Viewers at home, however, saw none of this.
In the era of black and white televisions, millions of Americans saw not a cloud of purple, yellow, and red. They didn’t even see a flash. The blast was intense it temporarily blinded the camera, resulting in an optical malfunction in which the audience saw a tiny pinpoint of white light in a screen full of darkness. In addition, “the power supply at News Nob failed less than 15 minutes before the blast, knocking the closet cameras out of service. As a result, a more remote camera on Mount Charleston, 40 miles away from the Yucca Flat, captured the blast until power was finally restored and the News Nob cameras turned on to give viewers a closer look as the mushroom cloud blossomed. Normal programming was resumed before the all-clear was given and paratroopers jumped from planes and soldiers emerged from the trenches to simulate a battle in ‘ground zero.'” (History)

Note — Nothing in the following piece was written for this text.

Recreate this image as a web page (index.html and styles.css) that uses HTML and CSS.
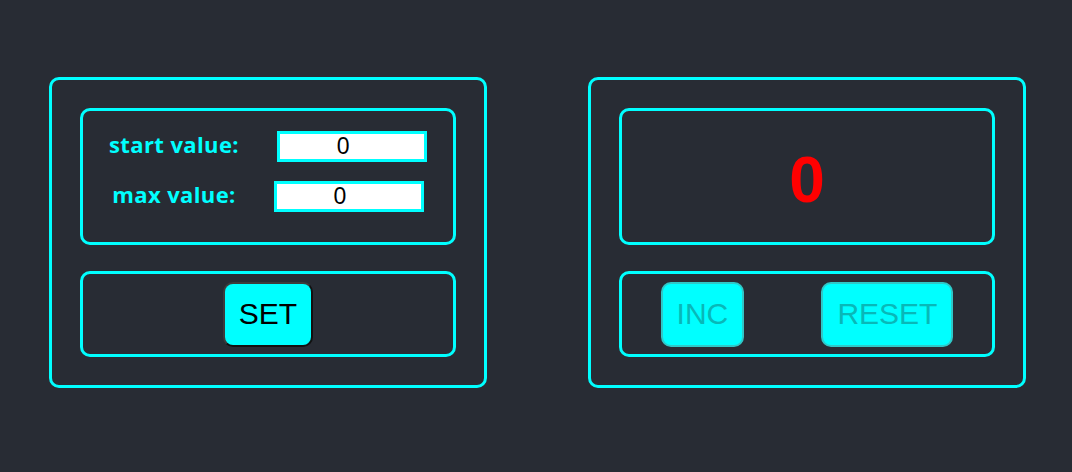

The U.S. Government’s “atomic open house,” at least according to most viewers and, later, Billboard magazine, was a dud.
But rather than cause Americans to lose interest, the broadcast only seemed to heighten it. Over 35 million people tuned in to watch, and the Yucca Flats explosion of April 22 became the first of many televised explosions over the next several years, including the infamous and chilling “Annie” test of March 1953, in which millions of Americans were able to witness the effects a 16-kiloton nuclear explosion upon a “typical American town” built in Yucca Flats for the experiment.
The age of the atomic bomb was here. And thanks in part to television, people were able to see firsthand that it wasn’t necessarily a great thing.